According to our young waitress they had to remove four layers of false ceiling until they exposed the original, full-height number, and they made tables out of some of the discarded beams.

There’s an open kitchen area and, in the evening, there’s a casual menu with eight savoury options and a couple 
of sides.

Order your food up at the bar, where they sell local ales and Edinburgh Gin, and they’ll bring it over when it’s ready.

Us greedies went for two main courses as starters – the leek and mushroom quiche (£5.50) and a roasted beetroot and butternut squash salad (£8.50).

The former was buttery and Gruyerey, with a snappy crust. As far as quiches go, it would command a red rosette at any town fête. On the side came a decent salad featuring lamb’s lettuce and the like.

My option would have been great, if the wad of goats cheese on the top hadn’t been burnt. I like to think they hadn’t noticed, or they wouldn’t have served it.

This was the first time that I’d smelled a charred version of this variety of fromage. It was a pore-permeating stench, like a pit bull had chewed on some melted polystyrene, then yawned in one’s face.

Anyway, once I’d excised its blackened surface, this offering was nice enough. And, as long as I didn’t breathe through my nose, I could enjoy the rest of this dish, which featured crumbled walnuts, mixed bouncy leaves, cherry tomatoes, butternut squash, sugary knobs of beetroot, cucumber struts and a squirt of balsamic reduction. Good.

For under a tenner each, the main courses were spot on. The fish stew (£9.95) featured lumps of cod, potato, prawns and indigo-shelled roly-poly mussels, all of which were brewing in a rich, russet-coloured broth. There was a chevron of chilli-flecked rouille on the top, and half a baguette (the size of a chair leg) on the side. It was a hearty and rustic plateful that could have easily fed two of the sort of people who hold down outdoor jobs.

Our corn-fed chicken breast (£9.95) was great too – a big, juicy piece of char-skinned poultry. It came with stacks of cress-strewn couscous, which was blinged up by fat raisins and chickpeas, and moisturised with pan jus and balsamic. It was accompanied by a shot glass that contained a cocktail of chunky and fresh-tasting raita, as well as a not-too-hot tomato, apricot and 
chilli chutney.

Homely comfort eating.

For pudding, you can choose from an array of cakey treats, which are displayed under glass, like 
museum treasures.

I went for the hazelnut and white chocolate blondie (£1.80). “Is that a chunk of bread?” asked my dining partner, when this landed on the table.

However, its brutish appearance was deceptive. With a light and fluffy cladding, this mixture was studded with chunks of chocolate and had a good nutty taste. Happy days.

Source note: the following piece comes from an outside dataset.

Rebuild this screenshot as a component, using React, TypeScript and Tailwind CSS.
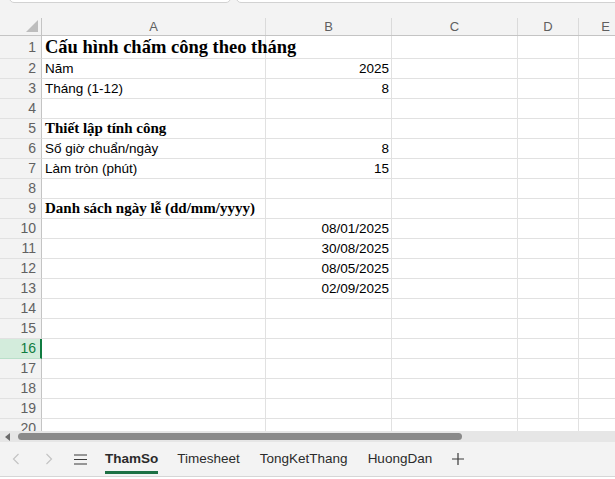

The cherry and almond friand (£1.20) was in disguise too. Rather than the dainty little cylinder that you might expect with this genre of gateau, it was a flattened tile. Tasted lovely though – it’s our new best friand.

We had to do a double take when we saw the bill. All that food, and that’s all we had to pay? Pockets still heavy with shrapnel, we skipped out of The Skylark, and off to the beach.

Portobello: concrete jungle where dreams are made.